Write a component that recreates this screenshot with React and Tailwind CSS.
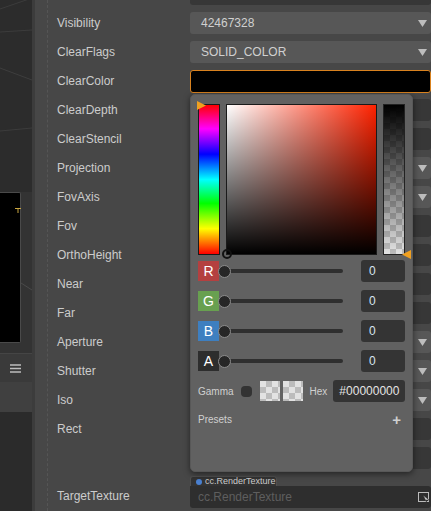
import React from "react";

const font = { fontFamily: '"Liberation Sans", Arial, sans-serif' };

const rows = [
  { label: "Visibility", type: "select", value: "42467328" },
  { label: "ClearFlags", type: "select", value: "SOLID_COLOR" },
  { label: "ClearColor", type: "color" },
  { label: "ClearDepth", type: "number" },
  { label: "ClearStencil", type: "number" },
  { label: "Projection", type: "select" },
  { label: "FovAxis", type: "select" },
  { label: "Fov", type: "number" },
  { label: "OrthoHeight", type: "number" },
  { label: "Near", type: "number" },
  { label: "Far", type: "number" },
  { label: "Aperture", type: "select" },
  { label: "Shutter", type: "select" },
  { label: "Iso", type: "select" },
  { label: "Rect", type: "number" },
  { label: "", type: "number" },
];

const checker =
  "bg-[repeating-conic-gradient(#bcbcbc_0%_25%,#e2e2e2_0%_50%)] bg-[length:12px_12px]";

function Caret() {
  return (
    <svg width="9" height="7" viewBox="0 0 9 7" className="shrink-0">
      <path d="M0 0 H9 L4.5 7 Z" fill="#bdbdbd" />
    </svg>
  );
}

function Field({ row }) {
  if (row.type === "select") {
    return (
      <div className="flex h-[22px] flex-1 items-center justify-between rounded-[3px] bg-[#575757] pl-[11px] pr-[4px] text-[12px] text-[#d0d0d0]">
        <span>{row.value}</span>
        <Caret />
      </div>
    );
  }
  if (row.type === "color") {
    return (
      <div className="h-[23px] flex-1 rounded-[3px] border border-[#d9821f] bg-black"></div>
    );
  }
  return <div className="h-[22px] flex-1 rounded-[3px] bg-[#373737]"></div>;
}

function SceneStrip() {
  return (
    <div className="flex h-full w-[32px] shrink-0 flex-col bg-[#2b2b2b]">
      <svg width="32" height="192" viewBox="0 0 32 192" className="block">
        <rect width="32" height="192" fill="#2c2c2c" />
        <line x1="0" y1="9" x2="32" y2="-2" stroke="#3c3c3c" strokeWidth="1" />
        <line x1="0" y1="32" x2="32" y2="30" stroke="#3c3c3c" strokeWidth="1" />
        <line x1="0" y1="68" x2="32" y2="80" stroke="#3e3e3e" strokeWidth="1" />
        <line x1="0" y1="131" x2="32" y2="128" stroke="#3c3c3c" strokeWidth="1" />
      </svg>
      <div className="flex h-[151px] bg-[#333333]">
        <div className="relative h-full w-[21px] rounded-r-[2px] border border-l-0 border-[#4a4a4a] bg-black">
          <svg width="6" height="6" viewBox="0 0 6 6" className="absolute left-[15px] top-[15px]">
            <path d="M0 0.5 H6 M3 0.5 V5" stroke="#c9a640" strokeWidth="1" />
          </svg>
        </div>
        <svg width="11" height="151" viewBox="0 0 11 151" className="block">
          <line x1="0" y1="91" x2="11" y2="98" stroke="#4a4a4a" strokeWidth="1" />
        </svg>
      </div>
      <div className="h-[10px] bg-[#333333]"></div>
      <div className="flex h-[29px] items-center justify-end border-t border-[#454545] bg-[#3a3a3a] pr-[11px]">
        <svg width="11" height="9" viewBox="0 0 11 9">
          <path d="M0 1 H11 M0 4.5 H11 M0 8 H11" stroke="#bdbdbd" strokeWidth="1.5" />
        </svg>
      </div>
      <div className="h-[30px] bg-[#404040]"></div>
      <div className="flex-1 bg-[#2b2b2b]"></div>
    </div>
  );
}

function Triangle({ dir }) {
  return (
    <svg width="9" height="9" viewBox="0 0 9 9">
      {dir === "right" ? (
        <path d="M0 0 L9 4.5 L0 9 Z" fill="#f0a020" />
      ) : (
        <path d="M9 0 L0 4.5 L9 9 Z" fill="#f0a020" />
      )}
    </svg>
  );
}

function ChannelRow({ ch, color }) {
  return (
    <div className="flex h-[22px] items-center">
      <div
        className={
          "flex h-[20px] w-[21px] items-center justify-center text-[14px] text-white " + color
        }
      >
        {ch}
      </div>
      <div className="relative ml-[6px] flex h-[13px] w-[118px] items-center">
        <div className="h-[4px] w-full rounded-full bg-[#2f2f2f]"></div>
        <div className="absolute left-[-7px] top-0 h-[13px] w-[13px] rounded-full border-[1.5px] border-[#8c8c8c] bg-[#262626]"></div>
      </div>
      <div className="ml-auto flex h-[22px] w-[44px] items-center rounded-[3px] bg-[#343434] pl-[8px] text-[12px] text-[#d8e4f0]">
        0
      </div>
    </div>
  );
}

function ColorPicker() {
  return (
    <div className="absolute left-[190px] top-[94px] h-[378px] w-[223px] rounded-[5px] border border-[#585858] bg-[#616161] px-[7px] pt-[9px] shadow-[0_2px_6px_rgba(0,0,0,0.5)]">
      <div className="flex h-[151px] items-stretch">
        <div className="relative w-[22px] border border-[#1a1a1a] bg-[linear-gradient(to_bottom,#ff0000,#ff00ff_16%,#0000ff_33%,#00ffff_50%,#00ff00_66%,#ffff00_83%,#ff0000)]">
          <div className="absolute left-[-2px] top-[-4px]">
            <Triangle dir="right" />
          </div>
        </div>
        <div className="relative ml-[6px] w-[152px] border border-[#1a1a1a] bg-[#ff2200]">
          <div className="absolute inset-0 bg-[linear-gradient(to_right,#ffffff,rgba(255,255,255,0))]"></div>
          <div className="absolute inset-0 bg-[linear-gradient(to_bottom,rgba(0,0,0,0),#000000)]"></div>
          <div className="absolute bottom-[-5px] left-[-5px] h-[10px] w-[10px] rounded-full border-2 border-[#111111]"></div>
        </div>
        <div className={"relative ml-[6px] w-[22px] border border-[#222222] " + checker}>
          <div className="absolute inset-0 bg-[linear-gradient(to_bottom,#000000,rgba(0,0,0,0))]"></div>
          <div className="absolute bottom-[-5px] right-[-7px]">
            <Triangle dir="left" />
          </div>
        </div>
      </div>
      <div className="mt-[5px] flex flex-col gap-[8px]">
        <ChannelRow ch="R" color="bg-[#b44040]" />
        <ChannelRow ch="G" color="bg-[#68a050]" />
        <ChannelRow ch="B" color="bg-[#3e7fc0]" />
        <ChannelRow ch="A" color="bg-[#2d2d2d]" />
      </div>
      <div className="mt-[8px] flex h-[22px] items-center text-[10px] text-[#d0d0d0]">
        <span>Gamma</span>
        <div className="ml-[7px] h-[11px] w-[11px] rounded-[4px] bg-[#333333]"></div>
        <div className={"ml-[8px] h-[20px] w-[20px] " + checker}></div>
        <div className={"ml-[3px] h-[20px] w-[20px] " + checker}></div>
        <span className="ml-[7px]">Hex</span>
        <div className="ml-[6px] flex h-[22px] flex-1 items-center rounded-[3px] bg-[#343434] pl-[6px] text-[12px] text-[#e4e4e4]">
          #00000000
        </div>
      </div>
      <div className="mt-[10px] flex items-center justify-between text-[10px] text-[#d0d0d0]">
        <span>Presets</span>
        <span className="pr-[4px] text-[15px] font-bold leading-none text-[#cfcfcf]">+</span>
      </div>
    </div>
  );
}

export default function App() {
  return (
    <div className="relative flex h-[511px] w-[431px] overflow-hidden bg-[#474747]" style={font}>
      <SceneStrip />
      <div className="w-[3px] shrink-0 bg-[#3c3c3c]"></div>

      {/* Inspector */}
      <div className="relative flex-1 bg-[#474747]">
        <div className="absolute bottom-0 left-[12px] top-0 border-l border-dashed border-[#555555]"></div>
        <div className="flex flex-col">
          <div className="flex h-[5px]">
            <div className="w-[155px]"></div>
            <div className="flex-1 rounded-b-[3px] bg-[#373737]"></div>
          </div>
          <div className="mt-[7px] flex flex-col gap-[7px]">
            {rows.map((row, i) => (
              <div key={i} className="flex h-[22px] items-center">
                <div className="w-[155px] pl-[22px] text-[12px] text-[#cccccc]">{row.label}</div>
                <Field row={row} />
              </div>
            ))}
          </div>
          <div className="mt-[7px] flex">
            <div className="w-[155px] pl-[22px] pt-[11px] text-[12px] text-[#cccccc]">TargetTexture</div>
            <div className="flex flex-1 flex-col">
              <div className="flex h-[10px] w-[87px] items-center gap-[3px] rounded-t-[3px] border border-b-0 border-[#505050] bg-[#333333] pl-[5px] text-[9px] leading-none text-[#cccccc]">
                <span className="h-[6px] w-[6px] rounded-full bg-[#4a80d0]"></span>
                cc.RenderTexture
              </div>
              <div className="flex h-[22px] items-center justify-between rounded-b-[3px] rounded-tr-[3px] bg-[#2e2e2e] pl-[8px] text-[12px] text-[#5e5e5e]">
                <span>cc.RenderTexture</span>
                <svg width="12" height="12" viewBox="0 0 12 12" className="mr-[1px]">
                  <rect x="0.5" y="1.5" width="10" height="9" fill="none" stroke="#bbbbbb" />
                  <path d="M5 4 L11 9 L8 9 L9 12 Z" fill="#dddddd" stroke="#222" strokeWidth="0.5" />
                </svg>
              </div>
            </div>
          </div>
        </div>
      </div>

      <ColorPicker />
    </div>
  );
}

* DESCRIPTION OF THE TASK
Scan the material above for the string "React" and return the lines that hold it.

* RESPONSE
Write a component that recreates this screenshot with React and Tailwind CSS.
import React from "react";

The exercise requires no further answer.